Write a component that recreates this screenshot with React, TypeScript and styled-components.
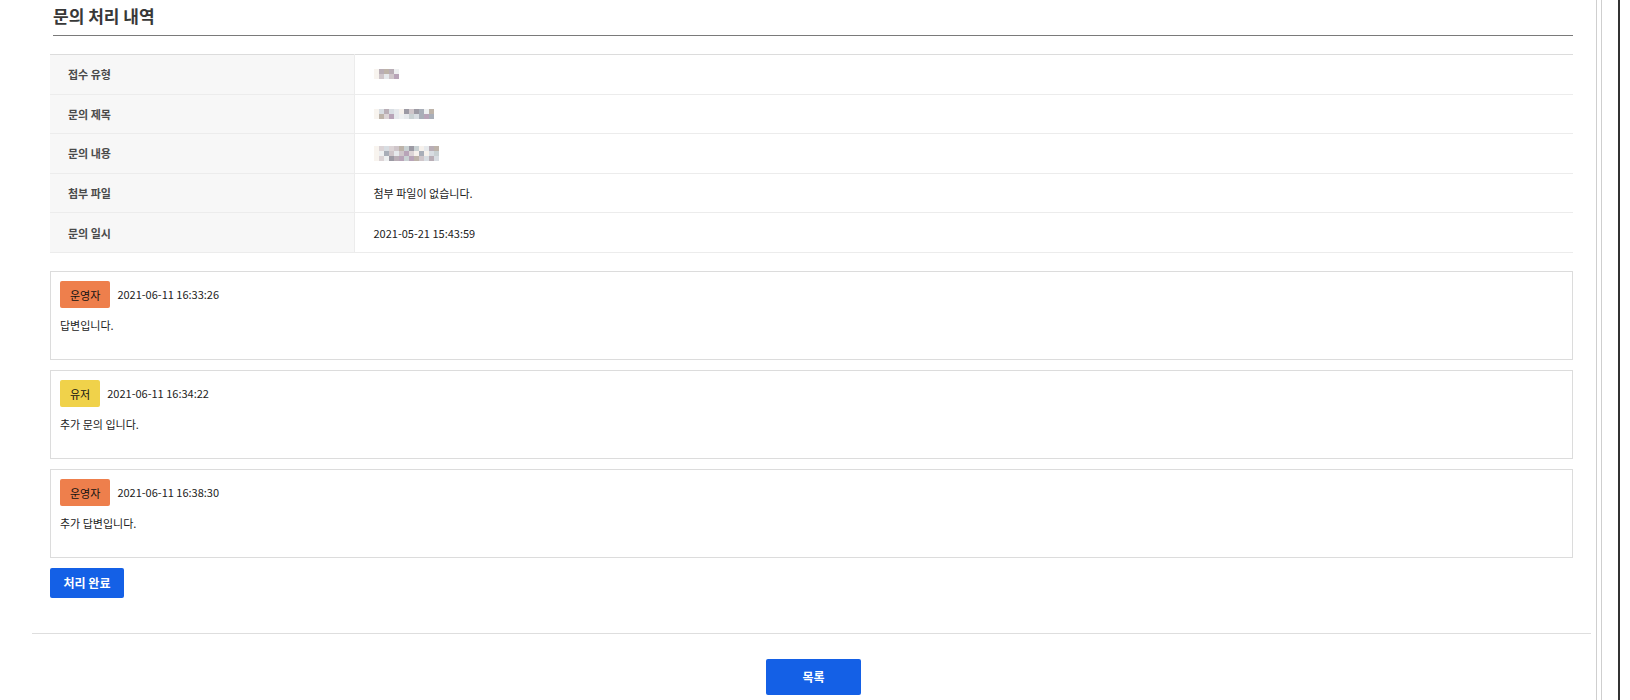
import styled, { createGlobalStyle } from 'styled-components';

const GlobalStyle = createGlobalStyle`
  html, body {
    margin: 0;
    padding: 0;
    background: #fff;
    font-family: 'Noto Sans CJK KR', 'Noto Sans', sans-serif;
    color: #222;
  }
  * { box-sizing: border-box; }
`;

interface InfoRow {
  label: string;
  value?: string;
  mosaic?: { cols: number; rows: number; seed: number };
}

interface Reply {
  role: 'admin' | 'user';
  date: string;
  text: string;
}

const infoRows: InfoRow[] = [
  { label: '접수 유형', mosaic: { cols: 5, rows: 2, seed: 3 } },
  { label: '문의 제목', mosaic: { cols: 12, rows: 2, seed: 7 } },
  { label: '문의 내용', mosaic: { cols: 13, rows: 3, seed: 11 } },
  { label: '첨부 파일', value: '첨부 파일이 없습니다.' },
  { label: '문의 일시', value: '2021-05-21 15:43:59' },
];

const replies: Reply[] = [
  { role: 'admin', date: '2021-06-11 16:33:26', text: '답변입니다.' },
  { role: 'user', date: '2021-06-11 16:34:22', text: '추가 문의 입니다.' },
  { role: 'admin', date: '2021-06-11 16:38:30', text: '추가 답변입니다.' },
];

const Page = styled.div`
  display: flex;
  width: 1630px;
  min-height: 700px;
`;

const Main = styled.main`
  width: 1596px;
  flex-shrink: 0;
`;

const Rail = styled.div`
  width: 6px;
  border-left: 1px solid #cfcfcf;
  border-right: 1px solid #cfcfcf;
  margin-right: 16px;
`;

const DarkBar = styled.div`
  width: 2px;
  background: #333;
`;

const Section = styled.section`
  padding: 0 23px 0 50px;
`;

const Title = styled.h2`
  margin: 0 0 0 3px;
  padding: 4px 0 7px;
  font-size: 17px;
  line-height: 24px;
  font-weight: 700;
  color: #383838;
  border-bottom: 1px solid #7a7a7a;
`;

const InfoTable = styled.table`
  width: 100%;
  margin-top: 18px;
  border-collapse: collapse;
  border-top: 1px solid #dcdcdc;
`;

const Row = styled.tr`
  border-bottom: 1px solid #ececec;
`;

const Label = styled.th`
  width: 304px;
  height: 39.6px;
  padding: 0 18px;
  background: #f7f7f7;
  border-right: 1px solid #ececec;
  text-align: left;
  font-size: 11px;
  font-weight: 700;
  color: #4a4a4a;
`;

const Value = styled.td`
  padding: 0 19px;
  font-size: 11px;
  color: #222;
`;

const MosaicGrid = styled.div<{ $cols: number }>`
  display: grid;
  grid-template-columns: repeat(${(p) => p.$cols}, 5px);
  grid-auto-rows: 5px;
`;

const Tile = styled.span<{ $c: string }>`
  background: ${(p) => p.$c};
`;

const palette = ['#f6f1ec', '#cfc6ca', '#b9aeb6', '#c9d1d3', '#dcd4d6', '#a9aeb8', '#e6e9ec', '#bdb3a9', '#9c9aa4', '#d8dde2', '#b8a4b8', '#eef0f1'];

function Mosaic({ cols, rows, seed }: { cols: number; rows: number; seed: number }) {
  const tiles = Array.from({ length: cols * rows }, (_, i) => {
    const col = i % cols;
    if (col === 0) return '#f8f4ef';
    return palette[(i * 7 + seed * 5 + ((i * i + seed) % 5)) % palette.length];
  });
  return (
    <MosaicGrid $cols={cols}>
      {tiles.map((c, i) => (
        <Tile key={i} $c={c} />
      ))}
    </MosaicGrid>
  );
}

const Replies = styled.div`
  display: flex;
  flex-direction: column;
  gap: 10px;
  margin-top: 18px;
`;

const ReplyBox = styled.div`
  height: 89px;
  padding: 9px;
  border: 1px solid #dcdcdc;
`;

const ReplyHead = styled.div`
  display: flex;
  align-items: center;
  gap: 7px;
`;

const Badge = styled.span<{ $role: 'admin' | 'user' }>`
  display: inline-flex;
  align-items: center;
  height: 27px;
  padding: 2px 10px 0;
  border-radius: 2px;
  background: ${(p) => (p.$role === 'admin' ? '#ee7f4c' : '#f0d24a')};
  color: #111;
  font-size: 11px;
`;

const DateText = styled.span`
  font-size: 11px;
  color: #222;
`;

const ReplyText = styled.p`
  margin: 9px 0 0;
  font-size: 11px;
  line-height: 16px;
  color: #222;
`;

const BlueButton = styled.button<{ $wide?: boolean }>`
  height: ${(p) => (p.$wide ? '36px' : '30px')};
  width: ${(p) => (p.$wide ? '95px' : '74px')};
  padding: 0;
  border: none;
  border-radius: 2px;
  background: #1460e6;
  color: #fff;
  font-family: 'Noto Sans CJK KR', 'Noto Sans', sans-serif;
  font-size: 12px;
  font-weight: 700;
  cursor: pointer;
`;

const DoneRow = styled.div`
  margin-top: 10px;
`;

const Footer = styled.footer`
  margin: 35px 5px 0 32px;
  padding: 25px 0 0 4px;
  border-top: 1px solid #dedede;
  display: flex;
  justify-content: center;
`;

const roleLabel = { admin: '운영자', user: '유저' };

export default function App() {
  return (
    <>
      <GlobalStyle />
      <Page>
        <Main>
          <Section>
            <Title>문의 처리 내역</Title>
            <InfoTable>
              <tbody>
                {infoRows.map((r) => (
                  <Row key={r.label}>
                    <Label>{r.label}</Label>
                    <Value>{r.mosaic ? <Mosaic {...r.mosaic} /> : r.value}</Value>
                  </Row>
                ))}
              </tbody>
            </InfoTable>
            <Replies>
              {replies.map((r) => (
                <ReplyBox key={r.date}>
                  <ReplyHead>
                    <Badge $role={r.role}>{roleLabel[r.role]}</Badge>
                    <DateText>{r.date}</DateText>
                  </ReplyHead>
                  <ReplyText>{r.text}</ReplyText>
                </ReplyBox>
              ))}
            </Replies>
            <DoneRow>
              <BlueButton>처리 완료</BlueButton>
            </DoneRow>
          </Section>
          <Footer>
            <BlueButton $wide>목록</BlueButton>
          </Footer>
        </Main>
        <Rail />
        <DarkBar />
      </Page>
    </>
  );
}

------------------------------------------------------------

Write out the listing above again, exactly, but with no pictures in the copy.

Write a component that recreates this screenshot with React, TypeScript and styled-components.
import styled, { createGlobalStyle } from 'styled-components';

const GlobalStyle = createGlobalStyle`
  html, body {
    margin: 0;
    padding: 0;
    background: #fff;
    font-family: 'Noto Sans CJK KR', 'Noto Sans', sans-serif;
    color: #222;
  }
  * { box-sizing: border-box; }
`;

interface InfoRow {
  label: string;
  value?: string;
  mosaic?: { cols: number; rows: number; seed: number };
}

interface Reply {
  role: 'admin' | 'user';
  date: string;
  text: string;
}

const infoRows: InfoRow[] = [
  { label: '접수 유형', mosaic: { cols: 5, rows: 2, seed: 3 } },
  { label: '문의 제목', mosaic: { cols: 12, rows: 2, seed: 7 } },
  { label: '문의 내용', mosaic: { cols: 13, rows: 3, seed: 11 } },
  { label: '첨부 파일', value: '첨부 파일이 없습니다.' },
  { label: '문의 일시', value: '2021-05-21 15:43:59' },
];

const replies: Reply[] = [
  { role: 'admin', date: '2021-06-11 16:33:26', text: '답변입니다.' },
  { role: 'user', date: '2021-06-11 16:34:22', text: '추가 문의 입니다.' },
  { role: 'admin', date: '2021-06-11 16:38:30', text: '추가 답변입니다.' },
];

const Page = styled.div`
  display: flex;
  width: 1630px;
  min-height: 700px;
`;

const Main = styled.main`
  width: 1596px;
  flex-shrink: 0;
`;

const Rail = styled.div`
  width: 6px;
  border-left: 1px solid #cfcfcf;
  border-right: 1px solid #cfcfcf;
  margin-right: 16px;
`;

const DarkBar = styled.div`
  width: 2px;
  background: #333;
`;

const Section = styled.section`
  padding: 0 23px 0 50px;
`;

const Title = styled.h2`
  margin: 0 0 0 3px;
  padding: 4px 0 7px;
  font-size: 17px;
  line-height: 24px;
  font-weight: 700;
  color: #383838;
  border-bottom: 1px solid #7a7a7a;
`;

const InfoTable = styled.table`
  width: 100%;
  margin-top: 18px;
  border-collapse: collapse;
  border-top: 1px solid #dcdcdc;
`;

const Row = styled.tr`
  border-bottom: 1px solid #ececec;
`;

const Label = styled.th`
  width: 304px;
  height: 39.6px;
  padding: 0 18px;
  background: #f7f7f7;
  border-right: 1px solid #ececec;
  text-align: left;
  font-size: 11px;
  font-weight: 700;
  color: #4a4a4a;
`;

const Value = styled.td`
  padding: 0 19px;
  font-size: 11px;
  color: #222;
`;

const MosaicGrid = styled.div<{ $cols: number }>`
  display: grid;
  grid-template-columns: repeat(${(p) => p.$cols}, 5px);
  grid-auto-rows: 5px;
`;

const Tile = styled.span<{ $c: string }>`
  background: ${(p) => p.$c};
`;

const palette = ['#f6f1ec', '#cfc6ca', '#b9aeb6', '#c9d1d3', '#dcd4d6', '#a9aeb8', '#e6e9ec', '#bdb3a9', '#9c9aa4', '#d8dde2', '#b8a4b8', '#eef0f1'];

function Mosaic({ cols, rows, seed }: { cols: number; rows: number; seed: number }) {
  const tiles = Array.from({ length: cols * rows }, (_, i) => {
    const col = i % cols;
    if (col === 0) return '#f8f4ef';
    return palette[(i * 7 + seed * 5 + ((i * i + seed) % 5)) % palette.length];
  });
  return (
    <MosaicGrid $cols={cols}>
      {tiles.map((c, i) => (
        <Tile key={i} $c={c} />
      ))}
    </MosaicGrid>
  );
}

const Replies = styled.div`
  display: flex;
  flex-direction: column;
  gap: 10px;
  margin-top: 18px;
`;

const ReplyBox = styled.div`
  height: 89px;
  padding: 9px;
  border: 1px solid #dcdcdc;
`;

const ReplyHead = styled.div`
  display: flex;
  align-items: center;
  gap: 7px;
`;

const Badge = styled.span<{ $role: 'admin' | 'user' }>`
  display: inline-flex;
  align-items: center;
  height: 27px;
  padding: 2px 10px 0;
  border-radius: 2px;
  background: ${(p) => (p.$role === 'admin' ? '#ee7f4c' : '#f0d24a')};
  color: #111;
  font-size: 11px;
`;

const DateText = styled.span`
  font-size: 11px;
  color: #222;
`;

const ReplyText = styled.p`
  margin: 9px 0 0;
  font-size: 11px;
  line-height: 16px;
  color: #222;
`;

const BlueButton = styled.button<{ $wide?: boolean }>`
  height: ${(p) => (p.$wide ? '36px' : '30px')};
  width: ${(p) => (p.$wide ? '95px' : '74px')};
  padding: 0;
  border: none;
  border-radius: 2px;
  background: #1460e6;
  color: #fff;
  font-family: 'Noto Sans CJK KR', 'Noto Sans', sans-serif;
  font-size: 12px;
  font-weight: 700;
  cursor: pointer;
`;

const DoneRow = styled.div`
  margin-top: 10px;
`;

const Footer = styled.footer`
  margin: 35px 5px 0 32px;
  padding: 25px 0 0 4px;
  border-top: 1px solid #dedede;
  display: flex;
  justify-content: center;
`;

const roleLabel = { admin: '운영자', user: '유저' };

export default function App() {
  return (
    <>
      <GlobalStyle />
      <Page>
        <Main>
          <Section>
            <Title>문의 처리 내역</Title>
            <InfoTable>
              <tbody>
                {infoRows.map((r) => (
                  <Row key={r.label}>
                    <Label>{r.label}</Label>
                    <Value>{r.mosaic ? <Mosaic {...r.mosaic} /> : r.value}</Value>
                  </Row>
                ))}
              </tbody>
            </InfoTable>
            <Replies>
              {replies.map((r) => (
                <ReplyBox key={r.date}>
                  <ReplyHead>
                    <Badge $role={r.role}>{roleLabel[r.role]}</Badge>
                    <DateText>{r.date}</DateText>
                  </ReplyHead>
                  <ReplyText>{r.text}</ReplyText>
                </ReplyBox>
              ))}
            </Replies>
            <DoneRow>
              <BlueButton>처리 완료</BlueButton>
            </DoneRow>
          </Section>
          <Footer>
            <BlueButton $wide>목록</BlueButton>
          </Footer>
        </Main>
        <Rail />
        <DarkBar />
      </Page>
    </>
  );
}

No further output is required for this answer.